What is required ▸
Below is a listing; write it out exactly and drop any images from it.

Collected data ▸
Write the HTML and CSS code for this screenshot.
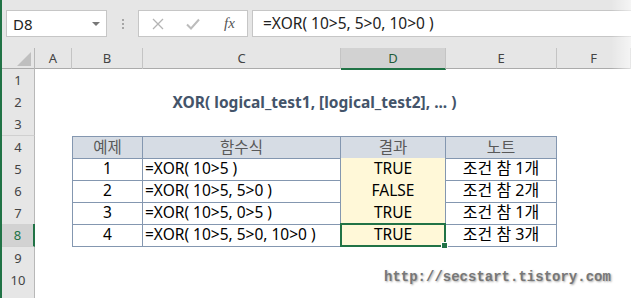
FILE: index.html
```html
<!DOCTYPE html>
<html lang="ko">
<head>
    <meta charset="UTF-8">
    <title>XOR 함수</title>
    <link rel="stylesheet" href="styles.css">
</head>
<body>
    <div class="app">
        <div class="topbar">
            <div class="namebox">
                <span>D8</span>
                <span class="caret"></span>
            </div>
            <div class="grip"><i></i><i></i><i></i></div>
            <div class="fbtns">
                <svg width="12" height="12" viewBox="0 0 12 12"><path d="M1 1L11 11M11 1L1 11" stroke="#b4b4b4" stroke-width="1.3" fill="none"/></svg>
                <svg width="14" height="12" viewBox="0 0 14 12"><path d="M1 6.5L5 10.5L13 1.5" stroke="#bcbcbc" stroke-width="2" fill="none"/></svg>
                <span class="fx">fx</span>
            </div>
            <div class="finput">=XOR( 10&gt;5, 5&gt;0, 10&gt;0 )</div>
        </div>

        <div class="sheet">
            <div class="row colhead">
                <div class="corner"><svg width="14" height="14" viewBox="0 0 14 14"><path d="M14 0L14 14L0 14Z" fill="#bfbfbf"/></svg></div>
                <div class="ch">A</div>
                <div class="ch">B</div>
                <div class="ch">C</div>
                <div class="ch sel">D</div>
                <div class="ch">E</div>
                <div class="ch">F</div>
            </div>
            <div class="row"><div class="rh">1</div></div>
            <div class="row">
                <div class="rh">2</div>
                <div></div>
                <div class="title">XOR( logical_test1, [logical_test2], ... )</div>
            </div>
            <div class="row"><div class="rh">3</div></div>
            <div class="row">
                <div class="rh">4</div>
                <div></div>
                <div class="c th first top">예제</div>
                <div class="c th top">함수식</div>
                <div class="c th top">결과</div>
                <div class="c th top">노트</div>
            </div>
            <div class="row">
                <div class="rh">5</div>
                <div></div>
                <div class="c first">1</div>
                <div class="c left">=XOR( 10&gt;5 )</div>
                <div class="c res">TRUE</div>
                <div class="c note">조건 참 1개</div>
            </div>
            <div class="row">
                <div class="rh">6</div>
                <div></div>
                <div class="c first">2</div>
                <div class="c left">=XOR( 10&gt;5, 5&gt;0 )</div>
                <div class="c res">FALSE</div>
                <div class="c note">조건 참 2개</div>
            </div>
            <div class="row">
                <div class="rh">7</div>
                <div></div>
                <div class="c first">3</div>
                <div class="c left">=XOR( 10&gt;5, 0&gt;5 )</div>
                <div class="c res">TRUE</div>
                <div class="c note">조건 참 1개</div>
            </div>
            <div class="row">
                <div class="rh sel">8</div>
                <div></div>
                <div class="c first">4</div>
                <div class="c left">=XOR( 10&gt;5, 5&gt;0, 10&gt;0 )</div>
                <div class="c res active">TRUE<span class="handle"></span></div>
                <div class="c note">조건 참 3개</div>
            </div>
            <div class="row"><div class="rh">9</div></div>
            <div class="row"><div class="rh">10</div></div>
            <div class="row"><div class="rh"></div></div>
        </div>

        <div class="watermark">http://secstart.tistory.com</div>
        <div class="fade"></div>
    </div>
</body>
</html>
```

FILE: styles.css
```css
html, body {
    margin: 0;
    padding: 0;
    background: #fff;
}
body {
    font-family: "Noto Sans", "Noto Sans CJK KR", sans-serif;
    color: #000;
    overflow: hidden;
}
.app {
    position: relative;
    width: 631px;
    height: 298px;
    border-left: 2px solid #217346;
    box-sizing: border-box;
    overflow: hidden;
}

/* formula bar */
.topbar {
    height: 48px;
    background: #e6e6e6;
    display: flex;
    align-items: flex-start;
    padding: 10px 0 0 4px;
    box-sizing: border-box;
}
.namebox {
    width: 101px;
    height: 27px;
    background: #fff;
    border: 1px solid #c6c6c6;
    box-sizing: border-box;
    display: flex;
    align-items: center;
    justify-content: space-between;
    padding: 0 6px 0 6px;
    font-size: 15px;
    color: #222;
}
.caret {
    width: 0;
    height: 0;
    border-left: 4px solid transparent;
    border-right: 4px solid transparent;
    border-top: 4px solid #777;
}
.grip {
    width: 31px;
    height: 27px;
    display: flex;
    flex-direction: column;
    align-items: center;
    justify-content: center;
    gap: 2px;
}
.grip i {
    width: 2px;
    height: 2px;
    background: #a6a6a6;
}
.fbtns {
    width: 110px;
    height: 27px;
    background: #fff;
    border: 1px solid #c6c6c6;
    box-sizing: border-box;
    display: flex;
    align-items: center;
    padding-left: 13px;
    gap: 22px;
}
.fx {
    font-family: "Liberation Serif", serif;
    font-style: italic;
    font-size: 15px;
    color: #555;
    margin-left: 2px;
}
.finput {
    flex: 1;
    margin-left: 4px;
    height: 27px;
    background: #fff;
    border: 1px solid #c6c6c6;
    border-right: none;
    box-sizing: border-box;
    padding-left: 10px;
    font-size: 15.5px;
    line-height: 25px;
    color: #222;
}

/* grid */
.row {
    display: grid;
    grid-template-columns: 33px 37px 71px 198px 105px 111px 1fr;
    height: 22.2px;
}
.colhead {
    height: 21px;
    background: #e6e6e6;
    border-bottom: 1px solid #ababab;
    box-sizing: border-box;
}
.corner {
    display: flex;
    align-items: flex-end;
    justify-content: flex-end;
    padding: 0 3px 3px 0;
    border-right: 1px solid #b8b8b8;
}
.ch {
    text-align: center;
    font-size: 13px;
    line-height: 20px;
    color: #444;
    border-right: 1px solid #c4c4c4;
}
.ch.sel {
    background: #d2d2d2;
    color: #1e5c38;
    border-bottom: 2px solid #217346;
    margin-bottom: -1px;
}
.rh {
    background: #e6e6e6;
    border-right: 1px solid #b8b8b8;
    border-bottom: 1px solid #d0d0d0;
    box-sizing: border-box;
    text-align: center;
    font-size: 13px;
    line-height: 22px;
    color: #444;
}
.rh.sel {
    background: #d2d2d2;
    color: #217346;
    border-right: 2px solid #217346;
}
.title {
    grid-column: 3 / 7;
    text-align: center;
    font-weight: bold;
    font-size: 15.5px;
    line-height: 22px;
    color: #44546a;
}

/* table */
.c {
    border-right: 1px solid #8497b0;
    border-bottom: 1px solid #8497b0;
    box-sizing: border-box;
    text-align: center;
    font-size: 15.5px;
    line-height: 21px;
    white-space: nowrap;
}
.c.first {
    border-left: 1px solid #8497b0;
}
.c.top {
    border-top: 1px solid #8497b0;
    line-height: 20px;
}
.c.th {
    background: #d6dce4;
    color: #595959;
}
.c.left {
    text-align: left;
    padding-left: 2px;
}
.c.note {
    font-size: 16px;
}
.c.res {
    background: #fff8d8;
}
.c.active {
    position: relative;
}
.c.active::after {
    content: "";
    position: absolute;
    left: -1px;
    top: -1px;
    right: -1px;
    bottom: -1px;
    border: 2px solid #217346;
}
.handle {
    position: absolute;
    right: -3px;
    bottom: -3px;
    width: 5px;
    height: 5px;
    background: #217346;
    border: 1px solid #fff;
    z-index: 1;
}

.watermark {
    position: absolute;
    left: 382px;
    top: 269px;
    font-family: "Liberation Mono", monospace;
    font-weight: bold;
    font-size: 14px;
    color: #777;
    text-shadow: 1px 1px 2px #aaa;
}
.fade {
    position: absolute;
    right: 0;
    top: 0;
    width: 20px;
    height: 298px;
    background: linear-gradient(to right, rgba(255,255,255,0), rgba(255,255,255,0.6));
}
```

Result of this exercise ▸
Write the HTML and CSS code for this screenshot.
FILE: index.html
```html
<!DOCTYPE html>
<html lang="ko">
<head>
    <meta charset="UTF-8">
    <title>XOR 함수</title>
    <link rel="stylesheet" href="styles.css">
</head>
<body>
    <div class="app">
        <div class="topbar">
            <div class="namebox">
                <span>D8</span>
                <span class="caret"></span>
            </div>
            <div class="grip"><i></i><i></i><i></i></div>
            <div class="fbtns">
                <svg width="12" height="12" viewBox="0 0 12 12"><path d="M1 1L11 11M11 1L1 11" stroke="#b4b4b4" stroke-width="1.3" fill="none"/></svg>
                <svg width="14" height="12" viewBox="0 0 14 12"><path d="M1 6.5L5 10.5L13 1.5" stroke="#bcbcbc" stroke-width="2" fill="none"/></svg>
                <span class="fx">fx</span>
            </div>
            <div class="finput">=XOR( 10&gt;5, 5&gt;0, 10&gt;0 )</div>
        </div>

        <div class="sheet">
            <div class="row colhead">
                <div class="corner"><svg width="14" height="14" viewBox="0 0 14 14"><path d="M14 0L14 14L0 14Z" fill="#bfbfbf"/></svg></div>
                <div class="ch">A</div>
                <div class="ch">B</div>
                <div class="ch">C</div>
                <div class="ch sel">D</div>
                <div class="ch">E</div>
                <div class="ch">F</div>
            </div>
            <div class="row"><div class="rh">1</div></div>
            <div class="row">
                <div class="rh">2</div>
                <div></div>
                <div class="title">XOR( logical_test1, [logical_test2], ... )</div>
            </div>
            <div class="row"><div class="rh">3</div></div>
            <div class="row">
                <div class="rh">4</div>
                <div></div>
                <div class="c th first top">예제</div>
                <div class="c th top">함수식</div>
                <div class="c th top">결과</div>
                <div class="c th top">노트</div>
            </div>
            <div class="row">
                <div class="rh">5</div>
                <div></div>
                <div class="c first">1</div>
                <div class="c left">=XOR( 10&gt;5 )</div>
                <div class="c res">TRUE</div>
                <div class="c note">조건 참 1개</div>
            </div>
            <div class="row">
                <div class="rh">6</div>
                <div></div>
                <div class="c first">2</div>
                <div class="c left">=XOR( 10&gt;5, 5&gt;0 )</div>
                <div class="c res">FALSE</div>
                <div class="c note">조건 참 2개</div>
            </div>
            <div class="row">
                <div class="rh">7</div>
                <div></div>
                <div class="c first">3</div>
                <div class="c left">=XOR( 10&gt;5, 0&gt;5 )</div>
                <div class="c res">TRUE</div>
                <div class="c note">조건 참 1개</div>
            </div>
            <div class="row">
                <div class="rh sel">8</div>
                <div></div>
                <div class="c first">4</div>
                <div class="c left">=XOR( 10&gt;5, 5&gt;0, 10&gt;0 )</div>
                <div class="c res active">TRUE<span class="handle"></span></div>
                <div class="c note">조건 참 3개</div>
            </div>
            <div class="row"><div class="rh">9</div></div>
            <div class="row"><div class="rh">10</div></div>
            <div class="row"><div class="rh"></div></div>
        </div>

        <div class="watermark">http://secstart.tistory.com</div>
        <div class="fade"></div>
    </div>
</body>
</html>
```

FILE: styles.css
```css
html, body {
    margin: 0;
    padding: 0;
    background: #fff;
}
body {
    font-family: "Noto Sans", "Noto Sans CJK KR", sans-serif;
    color: #000;
    overflow: hidden;
}
.app {
    position: relative;
    width: 631px;
    height: 298px;
    border-left: 2px solid #217346;
    box-sizing: border-box;
    overflow: hidden;
}

/* formula bar */
.topbar {
    height: 48px;
    background: #e6e6e6;
    display: flex;
    align-items: flex-start;
    padding: 10px 0 0 4px;
    box-sizing: border-box;
}
.namebox {
    width: 101px;
    height: 27px;
    background: #fff;
    border: 1px solid #c6c6c6;
    box-sizing: border-box;
    display: flex;
    align-items: center;
    justify-content: space-between;
    padding: 0 6px 0 6px;
    font-size: 15px;
    color: #222;
}
.caret {
    width: 0;
    height: 0;
    border-left: 4px solid transparent;
    border-right: 4px solid transparent;
    border-top: 4px solid #777;
}
.grip {
    width: 31px;
    height: 27px;
    display: flex;
    flex-direction: column;
    align-items: center;
    justify-content: center;
    gap: 2px;
}
.grip i {
    width: 2px;
    height: 2px;
    background: #a6a6a6;
}
.fbtns {
    width: 110px;
    height: 27px;
    background: #fff;
    border: 1px solid #c6c6c6;
    box-sizing: border-box;
    display: flex;
    align-items: center;
    padding-left: 13px;
    gap: 22px;
}
.fx {
    font-family: "Liberation Serif", serif;
    font-style: italic;
    font-size: 15px;
    color: #555;
    margin-left: 2px;
}
.finput {
    flex: 1;
    margin-left: 4px;
    height: 27px;
    background: #fff;
    border: 1px solid #c6c6c6;
    border-right: none;
    box-sizing: border-box;
    padding-left: 10px;
    font-size: 15.5px;
    line-height: 25px;
    color: #222;
}

/* grid */
.row {
    display: grid;
    grid-template-columns: 33px 37px 71px 198px 105px 111px 1fr;
    height: 22.2px;
}
.colhead {
    height: 21px;
    background: #e6e6e6;
    border-bottom: 1px solid #ababab;
    box-sizing: border-box;
}
.corner {
    display: flex;
    align-items: flex-end;
    justify-content: flex-end;
    padding: 0 3px 3px 0;
    border-right: 1px solid #b8b8b8;
}
.ch {
    text-align: center;
    font-size: 13px;
    line-height: 20px;
    color: #444;
    border-right: 1px solid #c4c4c4;
}
.ch.sel {
    background: #d2d2d2;
    color: #1e5c38;
    border-bottom: 2px solid #217346;
    margin-bottom: -1px;
}
.rh {
    background: #e6e6e6;
    border-right: 1px solid #b8b8b8;
    border-bottom: 1px solid #d0d0d0;
    box-sizing: border-box;
    text-align: center;
    font-size: 13px;
    line-height: 22px;
    color: #444;
}
.rh.sel {
    background: #d2d2d2;
    color: #217346;
    border-right: 2px solid #217346;
}
.title {
    grid-column: 3 / 7;
    text-align: center;
    font-weight: bold;
    font-size: 15.5px;
    line-height: 22px;
    color: #44546a;
}

/* table */
.c {
    border-right: 1px solid #8497b0;
    border-bottom: 1px solid #8497b0;
    box-sizing: border-box;
    text-align: center;
    font-size: 15.5px;
    line-height: 21px;
    white-space: nowrap;
}
.c.first {
    border-left: 1px solid #8497b0;
}
.c.top {
    border-top: 1px solid #8497b0;
    line-height: 20px;
}
.c.th {
    background: #d6dce4;
    color: #595959;
}
.c.left {
    text-align: left;
    padding-left: 2px;
}
.c.note {
    font-size: 16px;
}
.c.res {
    background: #fff8d8;
}
.c.active {
    position: relative;
}
.c.active::after {
    content: "";
    position: absolute;
    left: -1px;
    top: -1px;
    right: -1px;
    bottom: -1px;
    border: 2px solid #217346;
}
.handle {
    position: absolute;
    right: -3px;
    bottom: -3px;
    width: 5px;
    height: 5px;
    background: #217346;
    border: 1px solid #fff;
    z-index: 1;
}

.watermark {
    position: absolute;
    left: 382px;
    top: 269px;
    font-family: "Liberation Mono", monospace;
    font-weight: bold;
    font-size: 14px;
    color: #777;
    text-shadow: 1px 1px 2px #aaa;
}
.fade {
    position: absolute;
    right: 0;
    top: 0;
    width: 20px;
    height: 298px;
    background: linear-gradient(to right, rgba(255,255,255,0), rgba(255,255,255,0.6));
}
```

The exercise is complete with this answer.